Kirkus Reviews QR Code
ROAR  by Cecelia Ahern

ROAR

by Cecelia Ahern

Pub Date: April 16th, 2019
ISBN: 978-1-5387-3096-6
Publisher: Grand Central Publishing

As they near 60, smart, savvy women become increasingly invisible in our ageist society. Who can diagnose, much less fix, maladies of a sociocultural nature?

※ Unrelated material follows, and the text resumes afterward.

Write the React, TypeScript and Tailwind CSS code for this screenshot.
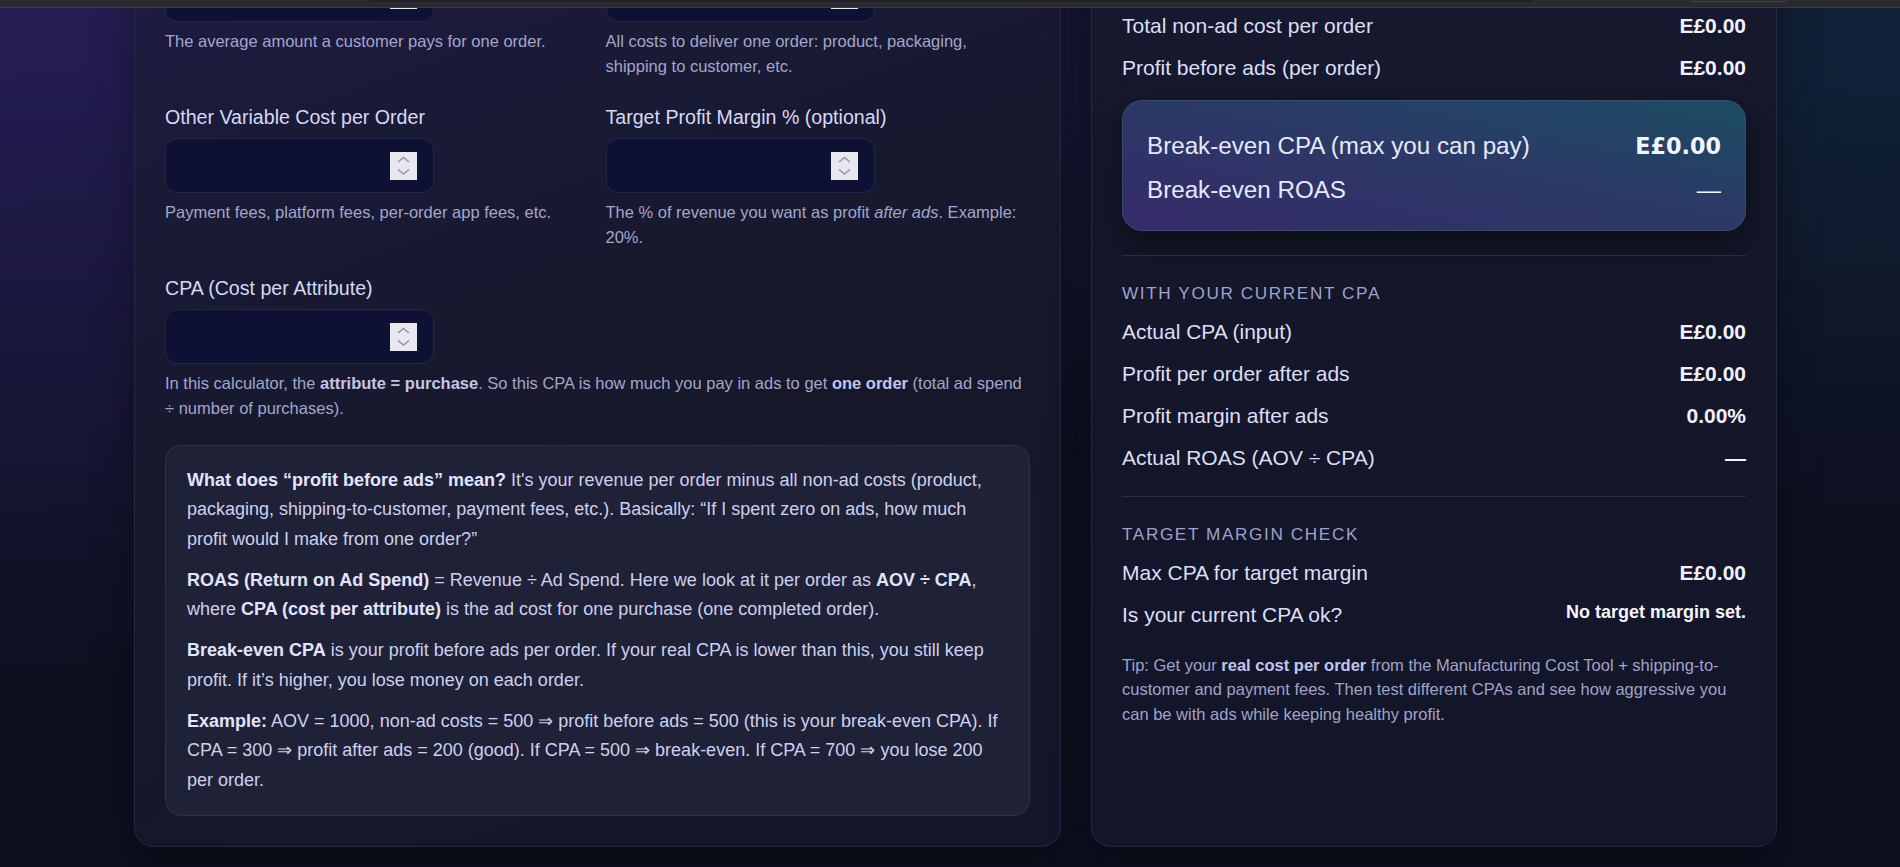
import React from "react";

// Ad profitability calculator: scrolled view of the inputs card and the results card

function Spinner() {
  return (
    <svg width="27" height="28" viewBox="0 0 27 28" className="shrink-0">
      <rect width="27" height="28" fill="#e9e8ef" />
      <path d="M8 10 L13.5 5.5 L19 10" fill="none" stroke="#9694a9" strokeWidth="1.6" />
      <path d="M8 17.5 L13.5 22 L19 17.5" fill="none" stroke="#9694a9" strokeWidth="1.6" />
    </svg>
  );
}

function NumberField() {
  return (
    <div className="flex h-[55px] w-[269px] items-center rounded-[12px] border border-[#23274a] bg-[#0e1133] pl-4 pr-[16px]">
      <input
        type="number"
        className="min-w-0 flex-1 bg-transparent text-[17px] text-[#e5e7ff] outline-none [appearance:textfield] [&::-webkit-inner-spin-button]:appearance-none"
      />
      <Spinner />
    </div>
  );
}

interface FieldProps {
  label: string;
  children: React.ReactNode;
  wide?: boolean;
  helpClass?: string;
}

function Field({ label, children, wide, helpClass = "" }: FieldProps) {
  return (
    <div className={wide ? "col-span-2" : ""}>
      <label className="mb-[7px] block text-[19.6px] leading-[28px] text-[#d6d8f6]">{label}</label>
      <NumberField />
      <p className={`mt-[7px] text-[16.5px] leading-[25px] text-[#a3a6cc] ${helpClass}`}>{children}</p>
    </div>
  );
}

function Row({ label, value, small }: { label: string; value: string; small?: boolean }) {
  return (
    <div className="flex items-start justify-between gap-4 text-[21px] leading-[30px]">
      <span className="text-[#dcdef8]">{label}</span>
      <span
        className={
          small
            ? "text-right text-[18px] font-bold leading-[24px] text-[#f3f4ff]"
            : "text-right font-bold text-[#f1f2ff]"
        }
      >
        {value}
      </span>
    </div>
  );
}

function SectionTitle({ children }: { children: React.ReactNode }) {
  return (
    <h4 className="mt-[25px] mb-[12px] text-[17.2px] uppercase leading-[24px] tracking-[1.6px] text-[#9fa2cb]">
      {children}
    </h4>
  );
}

export default function App() {
  return (
    <div className="relative h-[867px] overflow-hidden bg-[#0e1020] bg-[radial-gradient(ellipse_at_0%_0%,rgba(72,52,170,0.4),transparent_55%),radial-gradient(ellipse_at_100%_5%,rgba(22,84,124,0.26),transparent_40%)] font-['Liberation_Sans',Arial,sans-serif]">
      {/* sticky app header, mostly scrolled off */}
      <div className="absolute inset-x-0 top-0 z-10 h-[8px] border-b border-[#3b3b43] bg-[#2b2a30]">
        <div className="ml-[370px] h-[2px] w-[1163px] rounded-b-[4px] bg-[#222126]" />
        <div className="absolute left-[1688px] top-[-10px] h-[12px] w-[100px] rounded-[5px] border border-[#47464e]" />
      </div>

      <div className="-mt-[99px] ml-[134px] grid grid-cols-[927px_686px] gap-x-[30px]">
        {/* Inputs card */}
        <section className="rounded-[20px] border border-[#252941] bg-[linear-gradient(160deg,#1f1c46_0%,#191a34_28%,#161829_60%,#13152a_100%)] p-[30px] shadow-[0_20px_40px_rgba(0,0,0,0.35)]">
          <div className="grid grid-cols-2 gap-x-[16px] gap-y-[24px]">
            <Field label="Average Order Value (AOV)">The average amount a customer pays for one order.</Field>
            <Field label="Cost per Order (all-in)" helpClass="max-w-[414px]">
              All costs to deliver one order: product, packaging, shipping to customer, etc.
            </Field>
            <Field label="Other Variable Cost per Order">Payment fees, platform fees, per-order app fees, etc.</Field>
            <Field label="Target Profit Margin % (optional)">
              The % of revenue you want as profit <em>after ads</em>. Example: 20%.
            </Field>
            <Field label="CPA (Cost per Attribute)" wide>
              In this calculator, the <b className="text-[#c3c5ea]">attribute = purchase</b>. So this CPA is how much you
              pay in ads to get <b className="text-[#c3c5ea]">one order</b> (total ad spend ÷ number of purchases).
            </Field>
          </div>

          <div className="mt-[24px] flex flex-col gap-[12px] rounded-[16px] border border-[#2d3150] bg-[#1f2236] px-[21px] py-[20px] text-[18px] leading-[29.3px] text-[#cdd0f0]">
            <p>
              <b className="text-[#e2e4ff]">What does “profit before ads” mean?</b> It's your revenue per order minus all
              non-ad costs (product, packaging, shipping-to-customer, payment fees, etc.). Basically: “If I spent zero on
              ads, how much profit would I make from one order?”
            </p>
            <p>
              <b className="text-[#e2e4ff]">ROAS (Return on Ad Spend)</b> = Revenue ÷ Ad Spend. Here we look at it per
              order as <b className="text-[#e2e4ff]">AOV ÷ CPA</b>, where{" "}
              <b className="text-[#e2e4ff]">CPA (cost per attribute)</b> is the ad cost for one purchase (one completed
              order).
            </p>
            <p>
              <b className="text-[#e2e4ff]">Break-even CPA</b> is your profit before ads per order. If your real CPA is
              lower than this, you still keep profit. If it’s higher, you lose money on each order.
            </p>
            <p>
              <b className="text-[#e2e4ff]">Example:</b> AOV = 1000, non-ad costs = 500 ⇒ profit before ads = 500 (this
              is your break-even CPA). If CPA = 300 ⇒ profit after ads = 200 (good). If CPA = 500 ⇒ break-even. If CPA =
              700 ⇒ you lose 200 per order.
            </p>
          </div>
        </section>

        {/* Results card */}
        <section className="rounded-[20px] border border-[#252941] bg-[linear-gradient(180deg,#171a2f_0%,#141729_40%,#13152a_100%)] px-[30px] pt-[25px] pb-[30px] shadow-[0_20px_40px_rgba(0,0,0,0.35)]">
          <div className="flex flex-col gap-[12px]">
            <Row label="Average order value (AOV)" value="E£0.00" />
            <Row label="Cost per order" value="E£0.00" />
            <Row label="Total non-ad cost per order" value="E£0.00" />
            <Row label="Profit before ads (per order)" value="E£0.00" />
          </div>

          <div className="mt-[17px] rounded-[20px] border border-[#3a4b70] bg-[linear-gradient(to_top_right,#362a69,#2b3a66_55%,#1b4c63)] px-[24px] pt-[27.5px] pb-[22.5px] shadow-[0_12px_30px_rgba(0,0,0,0.45)]">
            <div className="flex items-center justify-between text-[24.2px] leading-[34px] text-[#e6e8ff]">
              <span>Break-even CPA (max you can pay)</span>
              <span className="font-['DejaVu_Sans',sans-serif] text-[22.3px] font-bold text-[#f4f5ff]">E£0.00</span>
            </div>
            <div className="mt-[10.7px] flex items-center justify-between text-[24.2px] leading-[34px] text-[#e6e8ff]">
              <span>Break-even ROAS</span>
              <span className="text-[#f4f5ff]">—</span>
            </div>
          </div>

          <div className="mt-[24px] h-px bg-[#272b43]" />
          <SectionTitle>With your current CPA</SectionTitle>
          <div className="flex flex-col gap-[12px]">
            <Row label="Actual CPA (input)" value="E£0.00" />
            <Row label="Profit per order after ads" value="E£0.00" />
            <Row label="Profit margin after ads" value="0.00%" />
            <Row label="Actual ROAS (AOV ÷ CPA)" value="—" />
          </div>

          <div className="mt-[23px] h-px bg-[#272b43]" />
          <SectionTitle>Target margin check</SectionTitle>
          <div className="flex flex-col gap-[12px]">
            <Row label="Max CPA for target margin" value="E£0.00" />
            <Row label="Is your current CPA ok?" value="No target margin set." small />
          </div>

          <p className="mt-[23.5px] text-[16.5px] leading-[24.2px] text-[#a0a3c8]">
            Tip: Get your <b className="text-[#c3c6ea]">real cost per order</b> from the Manufacturing Cost Tool +
            shipping-to-customer and payment fees. Then test different CPAs and see how aggressive you can be with ads
            while keeping healthy profit.
          </p>
        </section>
      </div>
    </div>
  );
}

Acutely attuned to the subtle sexism, ageism, racism, and every other -ism constricting women’s live, Ahern (Perfect, 2017, etc.) returns with a collection of curiously delightful fables imagining what would happen if the emotional trials of women’s lives manifested in reality. Each tale’s protagonist is simply named “the woman,” letting each story resonate as simultaneously personal and universal. With echoes of Kafka’s Metamorphosis and Sexton’s Transformations, Ahern lets each of her protagonists physically manifest the tribulation that social, cultural, and familial expectations have pushed her to internalize. A woman who has escaped a war zone only to face relentless discrimination, particularly from the wealthy tennis moms at her children’s school, grows gorgeous wings. A young mother of three, struggling to balance the demands of children, husband, and work, suddenly finds herself covered in inexplicable bite marks, as if she were being eaten alive by her never-quite-fulfilled responsibilities. In a fantastic world in which women can buy, return, and exchange husbands, one empty nester faces the difficult decision of whether to accept her flawed husband and their imperfect love. In a dystopian work in which gender roles are enforced through a police state, one woman strives to make a difference for her child, who may not easily fit in such a binary world. And in “The Woman Who Roared,” multiple women, from multiple walks of life, all roar back at a stifling world, channeling their inner Helen Reddys, who, of course, announced, “I am woman, hear me roar, in numbers too big to ignore.”

A sharp, breathtaking collection of fables.